The village originally had its own firefighting unit, which acquired their first fire truck in the fall of 1959. The unit was a volunteer force with 18 members, who also served as auxiliary law enforcement officers and members of the village's civil defense unit. Today, Palm Beach County Fire Rescue (PBCFR) is responsible for firefighting services in Palm Springs. PBCFR operates stations number 31 and 39 in the village, with the former located on 2nd Avenue N and latter being located adjacent to the police department.
Two electrical providers serve Palm Springs, Florida Power & Light (FPL) and the city of Lake Worth Beach. The split in service between two providers stems from an agreement between the village and Lake Worth Beach back in August 1957. As of December 31, 2019, FPL serves approximately 5 million customers throughout Florida, equivalent to about 10 million people.: 5 Much of the electricity supplied by FPL is sourced from natural gas, followed by nuclear energy.: 8 The nearest FPL power plant is in Riviera Beach, while the closest nuclear power station is the St. Lucie Nuclear Power Plant, on Hutchinson Island.: 8 Lake Worth Beach Electric Utility, based in nearby Lake Worth Beach, serves approximately 7,200 customers in Palm Springs and unincorporated Palm Beach County as of August 2019. The company has been providing electricity through nuclear and solar energy increasingly since 2017, accounting for more than 38% of power generated by Lake Worth Beach Electric Utility as of May 2021.

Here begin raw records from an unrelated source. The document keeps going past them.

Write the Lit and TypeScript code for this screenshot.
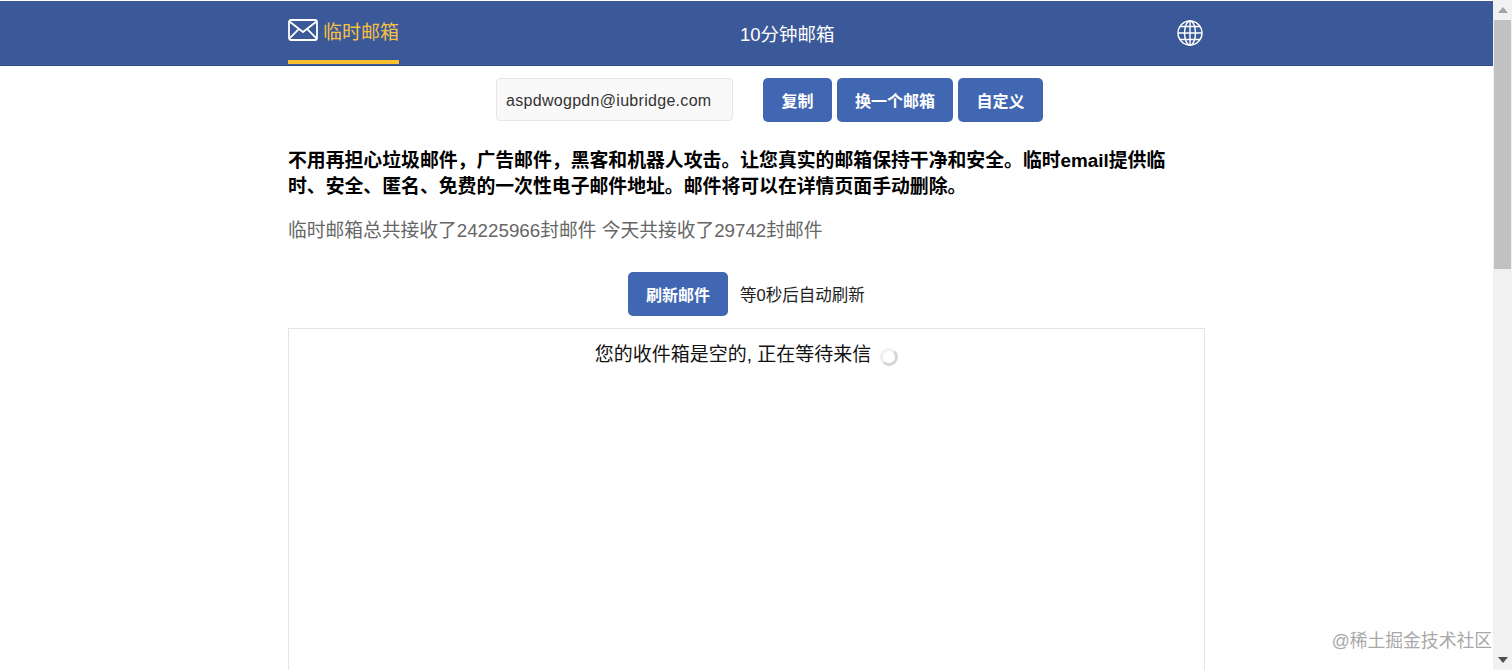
import { LitElement, html, css } from 'lit';
import { customElement } from 'lit/decorators.js';

@customElement('app-root')
export class AppRoot extends LitElement {
  static styles = css`
    :host {
      display: flex;
      width: 1512px;
      height: 670px;
      overflow: hidden;
      position: relative;
      background: #fff;
      color: #000;
      font-family: "Liberation Sans", "Noto Sans CJK SC", sans-serif;
    }
    .page {
      width: 1493px;
      flex: none;
    }
    .header {
      height: 64px;
      margin-top: 1px;
      background: #3b5998;
      border-bottom: 1px solid #2f4f8f;
      box-sizing: content-box;
    }
    .nav {
      width: 917px;
      height: 64px;
      margin: 0 auto;
      display: flex;
      align-items: stretch;
    }
    .brand {
      display: flex;
      align-items: center;
      gap: 5px;
      width: 111px;
      height: 63px;
      box-sizing: border-box;
      border-bottom: 4px solid #fbc02d;
      padding-bottom: 1px;
      color: #f5c044;
      font-size: 19px;
      white-space: nowrap;
    }
    .center {
      margin-left: 341px;
      width: 95px;
      display: flex;
      align-items: center;
      color: #fff;
      font-size: 18.5px;
      white-space: nowrap;
    }
    .globe {
      margin-left: 342px;
      display: flex;
      align-items: center;
    }
    .container {
      width: 917px;
      margin: 0 auto;
    }
    .mailrow {
      display: flex;
      margin: 12px 0 0 208px;
      height: 44px;
    }
    .email {
      width: 237px;
      height: 43px;
      box-sizing: border-box;
      border: 1px solid #e6e6e6;
      border-radius: 4px;
      background: #f9f9f9;
      padding: 2px 0 0 9px;
      display: flex;
      align-items: center;
      font-size: 16px;
      letter-spacing: 0.3px;
      color: #333;
      margin-right: 30px;
    }
    .btn {
      height: 44px;
      box-sizing: border-box;
      border-radius: 5px;
      background: #4267b2;
      color: #fff;
      font-size: 16px;
      font-weight: 700;
      display: flex;
      align-items: center;
      justify-content: center;
      margin-right: 5px;
    }
    .intro {
      margin: 26px 30px 0 0;
      font-size: 18.85px;
      font-weight: 700;
      line-height: 26px;
    }
    .stats {
      margin-top: 18px;
      font-size: 18.75px;
      line-height: 26px;
      color: #666;
    }
    .refresh {
      display: flex;
      align-items: center;
      margin: 28px 0 0 340px;
      height: 44px;
    }
    .refresh span {
      margin-left: 7px;
      font-size: 16.5px;
      color: #222;
    }
    .inbox {
      margin-top: 12px;
      height: 400px;
      box-sizing: border-box;
      border: 1px solid #e5e5e5;
      display: flex;
      justify-content: center;
      align-items: flex-start;
      padding-top: 13px;
      font-size: 19px;
      line-height: 26px;
      color: #111;
    }
    .spinner {
      width: 12px;
      height: 12px;
      border: 3px solid #d6d6d6;
      border-top-color: #f2f2f2;
      border-left-color: #f0f0f0;
      border-radius: 50%;
      margin: 6px 0 0 9px;
    }
    .scrollbar {
      position: absolute;
      top: 0;
      right: 0;
      width: 19px;
      height: 670px;
      background: #f1f1f1;
      display: flex;
      flex-direction: column;
      align-items: center;
    }
    .arrow {
      height: 20px;
      flex: none;
      display: flex;
      align-items: center;
      justify-content: center;
    }
    .thumb {
      width: 17px;
      height: 249px;
      background: #c1c1c1;
      flex: none;
    }
    .spacer {
      flex: 1;
    }
    .mark {
      position: absolute;
      right: 20px;
      top: 631px;
      font-size: 17.8px;
      line-height: 20px;
      color: #a8a8a8;
      white-space: nowrap;
    }
  `;

  render() {
    return html`
      <div class="page">
        <div class="header">
          <div class="nav">
            <div class="brand">
              <svg width="30" height="22" viewBox="0 0 30 22" fill="none" stroke="#fff" stroke-width="1.8">
                <rect x="1" y="1" width="28" height="20" rx="2"></rect>
                <path d="M1.5 2.5 15 13 28.5 2.5M1.5 19.5 11 9.8M28.5 19.5 19 9.8"></path>
              </svg>
              临时邮箱
            </div>
            <div class="center">10分钟邮箱</div>
            <div class="globe">
              <svg width="26" height="26" viewBox="0 0 26 26" fill="none" stroke="#fff" stroke-width="1.4">
                <circle cx="13" cy="13" r="12"></circle>
                <ellipse cx="13" cy="13" rx="5.5" ry="12"></ellipse>
                <path d="M13 1v24M1 13h24M3 6.5h20M3 19.5h20"></path>
              </svg>
            </div>
          </div>
        </div>
        <div class="container">
          <div class="mailrow">
            <div class="email">aspdwogpdn@iubridge.com</div>
            <div class="btn" style="width:69px">复制</div>
            <div class="btn" style="width:116px">换一个邮箱</div>
            <div class="btn" style="width:85px">自定义</div>
          </div>
          <div class="intro">不用再担心垃圾邮件，广告邮件，黑客和机器人攻击。让您真实的邮箱保持干净和安全。临时email提供临时、安全、匿名、免费的一次性电子邮件地址。邮件将可以在详情页面手动删除。</div>
          <div class="stats">临时邮箱总共接收了24225966封邮件 今天共接收了29742封邮件</div>
          <div class="refresh">
            <div class="btn" style="width:100px">刷新邮件</div>
            <span>等0秒后自动刷新</span>
          </div>
          <div class="inbox">
            您的收件箱是空的, 正在等待来信
            <div class="spinner"></div>
          </div>
        </div>
      </div>
      <div class="scrollbar">
        <div class="arrow">
          <svg width="10" height="6" viewBox="0 0 10 6"><path d="M5 0 10 6H0z" fill="#a3a3a3"></path></svg>
        </div>
        <div class="thumb"></div>
        <div class="spacer"></div>
        <div class="arrow">
          <svg width="10" height="6" viewBox="0 0 10 6"><path d="M0 0H10L5 6z" fill="#505050"></path></svg>
        </div>
      </div>
      <div class="mark">@稀土掘金技术社区</div>
    `;
  }
}
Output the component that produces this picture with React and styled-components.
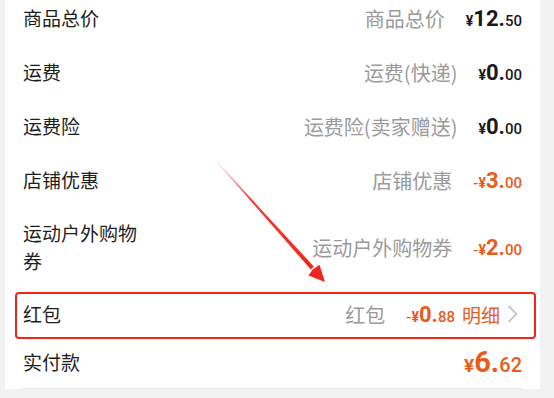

Since its founding in 1957, Palm Springs has had its own water utility service, with the water treatment plant originally constructed and owned by the F&F Construction Company. The village government purchased the water plant from the F&F Construction Company in 1966 and later implemented significant improvements to it in 1976 and 1978. Today, the plant includes nine water supply wells and the water has been treated regularly since February 1999.
Waste Pro is responsible for collecting solid waste in Palm Springs, through a contractual agreement with the village government. Bulk trash, yard trash, and recycling are collected once per week, while garbage is collected twice per week.